Anonymous More than 1 year ago
Danielle_Boisvert More than 1 year ago
Santiago nasar, a young man accused of taking the virginity of Angela Vicaro. Angela's twin brothers, Pablo and Pedro Vicaro find Santiago, and kill him for his sin. I found the beggining of Gabriel Garcia Marquez's novel "Chronicle of a Death Foretold" to be very informative. I feel like he described the household just right. As i got farther and farther into the book, I became more and more interested. It's almost like the kind of book you can not put down once you start reading it. The book is about the events leading to Santiago's death. He lived in a wealthy family, taking the place of his deceased father, owning thier successful ranch. Santiago lives with his mother, Placida Linero, the cook, Victoria Guzman, and her daughter, Divina Flor.

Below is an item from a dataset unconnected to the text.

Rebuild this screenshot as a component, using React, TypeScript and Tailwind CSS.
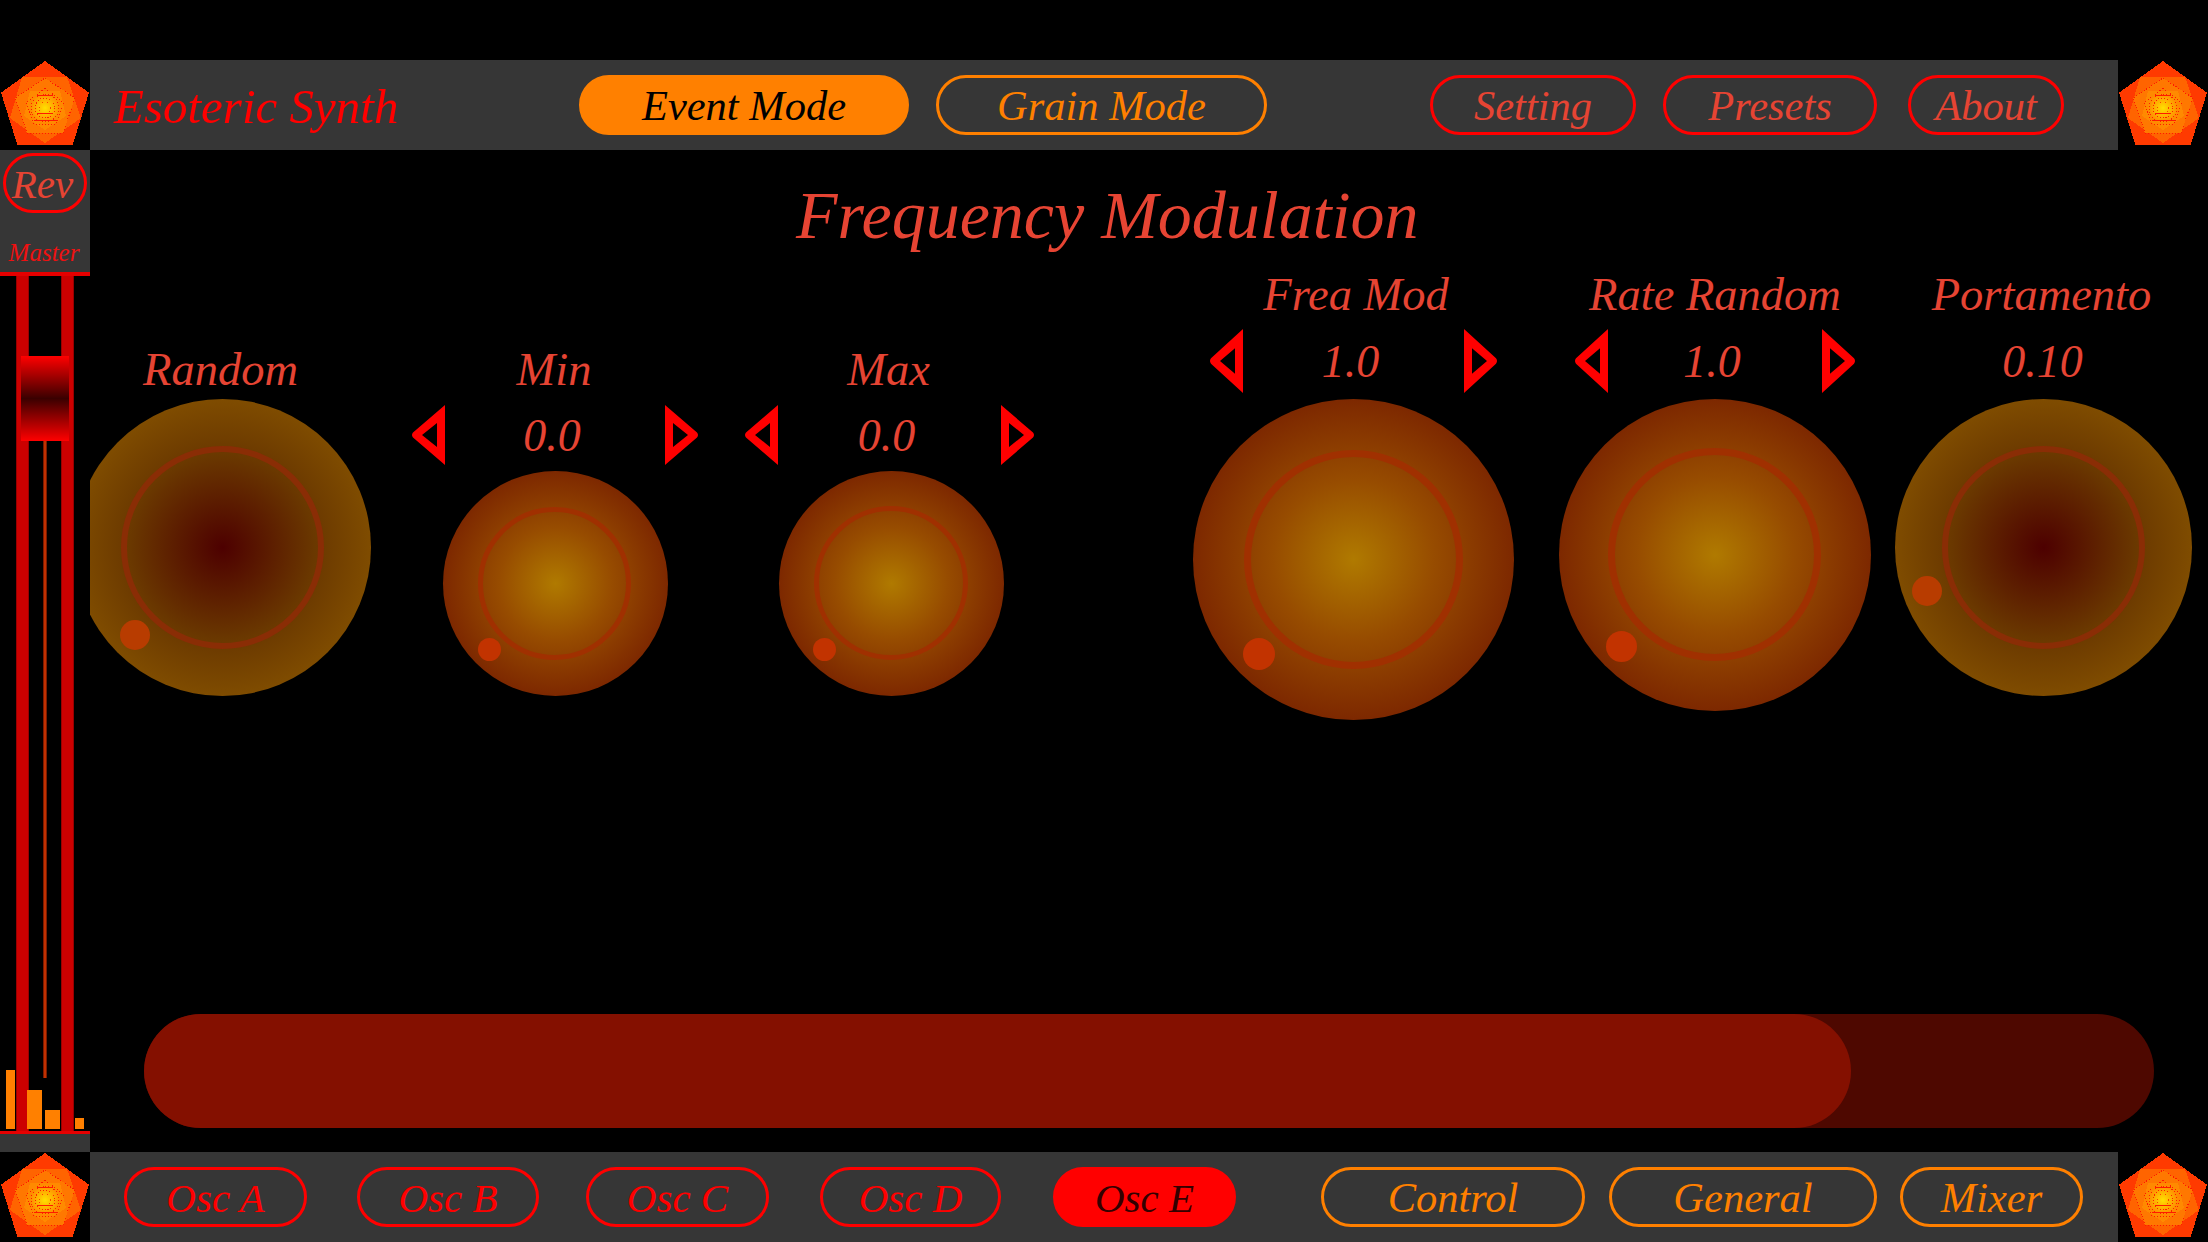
import { clsx } from "clsx";

function Logo() {
  return (
    <div className="w-[90px] h-[90px] shrink-0 bg-black">
      <svg viewBox="0 0 90 90" className="w-full h-full" shapeRendering="crispEdges">
        <defs>
          <radialGradient id="logoCore">
            <stop offset="0%" stopColor="#ffe000" />
            <stop offset="55%" stopColor="#ffb000" />
            <stop offset="100%" stopColor="#ff8a00" />
          </radialGradient>
        </defs>
        <polygon points="45,1 89,32.7 72.7,84.7 17.3,84.7 1,32.7" fill="#ff3a00" />
        <polygon points="22,17 67,17 81,58 45,83 10,58" fill="#ff6400" />
        <polygon points="45,18 75,38 63,73 27,73 15,38" fill="#ff7800" stroke="#ff1a00" strokeWidth="1" strokeDasharray="1 2" />
        <polygon points="30,31 60,31 66,56 45,70 24,56" fill="#ff8a00" />
        <polygon points="45,28 64,43 56,64 34,64 26,43" fill="none" stroke="#ff1a00" strokeWidth="1" strokeDasharray="1 2" />
        <circle cx="45" cy="48" r="15" fill="url(#logoCore)" />
        <circle cx="45" cy="48" r="14" fill="none" stroke="#ff2000" strokeWidth="1" strokeDasharray="1 2" />
        <circle cx="45" cy="48" r="10" fill="none" stroke="#ff2000" strokeWidth="1" strokeDasharray="1 2" />
        <circle cx="45" cy="48" r="6" fill="none" stroke="#ff4000" strokeWidth="1" strokeDasharray="1 2" />
        <rect x="37" y="35" width="16" height="1" fill="#ff1a00" />
        <rect x="37" y="53" width="16" height="1" fill="#ff1a00" />
        <rect x="34" y="60" width="23" height="1" fill="#ff1a00" />
      </svg>
    </div>
  );
}

type PillProps = {
  label: string;
  width: string;
  tone: "red" | "redSoft" | "orange" | "redOn" | "orangeOn";
  textSize?: string;
  className?: string;
};

const toneClass = {
  red: "border-[#ff0000] text-[#ff0000]",
  redSoft: "border-[#ff0000] text-[#e64433]",
  orange: "border-[#ff8000] text-[#ff8000]",
  redOn: "border-[#ff0000] bg-[#ff0000] text-[#330000]",
  orangeOn: "border-[#ff8000] bg-[#ff8000] text-black",
};

function Pill({ label, width, tone, textSize = "text-[42.5px]", className }: PillProps) {
  return (
    <button
      className={clsx(
        "h-[60px] shrink-0 pt-[2px] rounded-[30px] border-[3px] flex items-center justify-center leading-none",
        width,
        textSize,
        toneClass[tone],
        className,
      )}
    >
      {label}
    </button>
  );
}

function Arrow({ right, tall }: { right?: boolean; tall?: boolean }) {
  return (
    <svg
      viewBox="0 0 34 60"
      preserveAspectRatio="none"
      className={clsx("w-[34px] shrink-0", tall ? "h-[64px]" : "h-[60px]", right && "-scale-x-100")}
    >
      <path d="M34 0V60L2 32.5Q0 30 2 27.5ZM26 18L11 30L26 42Z" fill="#ff0000" fillRule="evenodd" />
    </svg>
  );
}

type KnobProps = {
  size: string;
  ring: string;
  dot: string;
  dark?: boolean;
  className?: string;
};

function Knob({ size, ring, dot, dark, className }: KnobProps) {
  return (
    <div
      className={clsx(
        "relative shrink-0 rounded-full",
        size,
        dark
          ? "bg-[radial-gradient(circle_closest-side,#4d0000_0%,#6a3800_62%,#7f4c00_100%)]"
          : "bg-[radial-gradient(circle_closest-side,#b07a00_0%,#974c00_50%,#7d2800_100%)]",
        className,
      )}
    >
      <div className={clsx("absolute rounded-full", dark ? "border-[#8a2d05]" : "border-[#a03000]", ring)} />
      <div className={clsx("absolute rounded-full", dark ? "bg-[#b83c00]" : "bg-[#c23300]", dot)} />
    </div>
  );
}

function Label({ text, className }: { text: string; className?: string }) {
  return (
    <div className={clsx("h-[60px] flex items-center justify-center text-[46.5px] leading-none text-[#e64433] whitespace-nowrap", className)}>
      {text}
    </div>
  );
}

function Value({ value, tall, pad }: { value: string; tall?: boolean; pad?: string }) {
  return (
    <div className={clsx("w-full flex items-center justify-between mt-[6px] mb-[6px]", tall ? "h-[64px]" : "h-[60px]", pad)}>
      <Arrow tall={tall} />
      <span className="mt-[2px] -ml-[6px] text-[46px] leading-none text-[#e64433]">{value}</span>
      <Arrow right tall={tall} />
    </div>
  );
}

function Fader() {
  return (
    <div className="relative flex-1 bg-black overflow-hidden">
      <div className="absolute left-[16px] top-0 bottom-0 w-[13px] bg-[#cc0000] border-x border-[#990000]" />
      <div className="absolute left-[61px] top-0 bottom-0 w-[13px] bg-[#cc0000] border-x border-[#990000]" />
      <div className="absolute left-[6px] bottom-[2px] w-[9px] h-[59px] bg-[#ff8000]" />
      <div className="absolute left-[27px] bottom-[2px] w-[15px] h-[39px] bg-[#ff8000]" />
      <div className="absolute left-[45px] bottom-[2px] w-[15px] h-[19px] bg-[#ff8000]" />
      <div className="absolute left-[75px] bottom-[2px] w-[9px] h-[11px] bg-[#ff8000]" />
      <div className="absolute left-[43px] top-[165px] h-[637px] w-[4px] bg-[#c03000] border-x border-[#7a1a00]" />
      <div className="absolute left-[21px] top-[80px] w-[48px] h-[85px] bg-[linear-gradient(#ff0000,#3a0000_50%,#ff0000)]" />
    </div>
  );
}

export default function App() {
  return (
    <div className="w-[2208px] h-[1242px] bg-black flex flex-col overflow-hidden italic font-['Liberation_Serif',serif]">
      <div className="h-[60px] shrink-0" />

      <div className="flex h-[90px] shrink-0">
        <Logo />
        <div className="flex-1 bg-[#363636] flex items-center">
          <div className="w-[489px] shrink-0 pl-[24px] pt-[3px] text-[49px] leading-none text-[#ff0000] whitespace-nowrap">Esoteric Synth</div>
          <Pill label="Event Mode" width="w-[330px]" tone="orangeOn" />
          <Pill label="Grain Mode" width="w-[331px]" tone="orange" className="ml-[27px]" />
          <Pill label="Setting" width="w-[206px]" tone="redSoft" className="ml-[163px]" />
          <Pill label="Presets" width="w-[214px]" tone="redSoft" className="ml-[27px]" />
          <Pill label="About" width="w-[156px]" tone="redSoft" className="ml-[31px]" />
        </div>
        <Logo />
      </div>

      <div className="flex flex-1 min-h-0">
        <div className="w-[90px] shrink-0 flex flex-col">
          <div className="h-[126px] shrink-0 bg-[#363636] border-b-[4px] border-[#e60000] flex flex-col items-center pt-[3px]">
            <Pill label="Rev" width="w-[84px]" tone="redSoft" textSize="text-[41px] pr-[5px]" />
            <div className="mt-[27px] pr-[2px] text-[25px] leading-none text-[#ee1111]">Master</div>
          </div>
          <Fader />
          <div className="h-[21px] shrink-0 bg-[#363636] border-t-[3px] border-[#e60000]" />
        </div>

        <div className="flex-1 min-w-0 flex flex-col overflow-hidden">
          <div className="h-[110px] shrink-0 pt-[20px] flex items-center pl-[706px] text-[68px] leading-none text-[#e64433] whitespace-nowrap">
            Frequency Modulation
          </div>

          <div className="flex items-start">
            <div className="w-[297px] shrink-0 -ml-[16px] mt-[79px] flex flex-col items-center">
              <Label text="Random" className="pt-[3px] pr-[4px]" />
              <Knob dark size="size-[297px]" ring="left-[47px] top-[47px] size-[203px] border-[6px]" dot="left-[46px] top-[221px] size-[30px]" />
            </div>

            <div className="w-[288px] shrink-0 ml-[40px] mt-[79px] flex flex-col items-center">
              <Label text="Min" className="pt-[3px] pr-[2px]" />
              <Value value="0.0" />
              <Knob size="size-[225px]" ring="left-[35px] top-[36px] size-[153px] border-[5px]" dot="left-[35px] top-[167px] size-[23px]" />
            </div>

            <div className="w-[291px] shrink-0 ml-[45px] mt-[79px] flex flex-col items-center">
              <Label text="Max" className="pt-[3px] pr-[2px]" />
              <Value value="0.0" />
              <Knob size="size-[225px]" className="ml-[4px]" ring="left-[35px] top-[35px] size-[154px] border-[5px]" dot="left-[34px] top-[167px] size-[23px]" />
            </div>

            <div className="w-[321px] shrink-0 ml-[158px] mt-[5px] flex flex-col items-center">
              <Label text="Frea Mod" className="mb-[-2px] pl-[5px]" />
              <Value value="1.0" tall pad="px-[16px]" />
              <Knob size="size-[321px]" ring="left-[51px] top-[51px] size-[219px] border-[7px]" dot="left-[50px] top-[239px] size-[32px]" />
            </div>

            <div className="w-[312px] shrink-0 ml-[45px] mt-[5px] flex flex-col items-center">
              <Label text="Rate Random" className="mb-[-2px]" />
              <Value value="1.0" tall pad="px-[15px]" />
              <Knob size="size-[312px]" ring="left-[49px] top-[49px] size-[213px] border-[7px]" dot="left-[47px] top-[232px] size-[31px]" />
            </div>

            <div className="w-[297px] shrink-0 ml-[24px] mt-[5px] flex flex-col items-center">
              <Label text="Portamento" className="mb-[-2px] pr-[4px]" />
              <div className="h-[64px] mt-[6px] mb-[6px] pt-[2px] pr-[2px] flex items-center text-[46px] leading-none text-[#e64433]">0.10</div>
              <Knob dark size="size-[297px]" ring="left-[47px] top-[47px] size-[203px] border-[6px]" dot="left-[17px] top-[177px] size-[30px]" />
            </div>
          </div>

          <div className="mt-auto mb-[24px] ml-[54px] mr-[54px] h-[114px] shrink-0 rounded-[57px] bg-[#4e0800]">
            <div className="h-full w-[1707px] rounded-[57px] bg-[#841000]" />
          </div>
        </div>
      </div>

      <div className="flex h-[90px] shrink-0">
        <Logo />
        <div className="flex-1 bg-[#363636] flex items-center pl-[34px]">
          <Pill label="Osc A" width="w-[183px]" tone="red" textSize="text-[41px]" />
          <Pill label="Osc B" width="w-[182px]" tone="red" textSize="text-[41px]" className="ml-[50px]" />
          <Pill label="Osc C" width="w-[183px]" tone="red" textSize="text-[41px]" className="ml-[47px]" />
          <Pill label="Osc D" width="w-[181px]" tone="red" textSize="text-[41px]" className="ml-[51px]" />
          <Pill label="Osc E" width="w-[183px]" tone="redOn" textSize="text-[41px]" className="ml-[52px]" />
          <Pill label="Control" width="w-[264px]" tone="orange" className="ml-[85px]" />
          <Pill label="General" width="w-[268px]" tone="orange" className="ml-[24px]" />
          <Pill label="Mixer" width="w-[183px]" tone="orange" className="ml-[23px]" />
        </div>
        <Logo />
      </div>
    </div>
  );
}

The day Santiago died was a very special day for Angela and Bayardo, it was the day the bishop was comming to bless thier marriage. Nobody believed that the twins were actually going to kill Santiago for what he had done. But they were proven wrong. After Santiago had been murdured the Vicaro family left the town, Bayardo San Roman left with his family and Pedro and Pablo went to jail for 3 years. Once Pablo got out of jail, he married Predencia Cotes, and Pedro went back to the armed forces. Even years after the crime has passed, it was still all what everyone was talking about. Though a lot of people warned Santiago of his foretold death, it failed to get through to him and as the chronicle of a death foretold lingers, so does Santiago's ghost.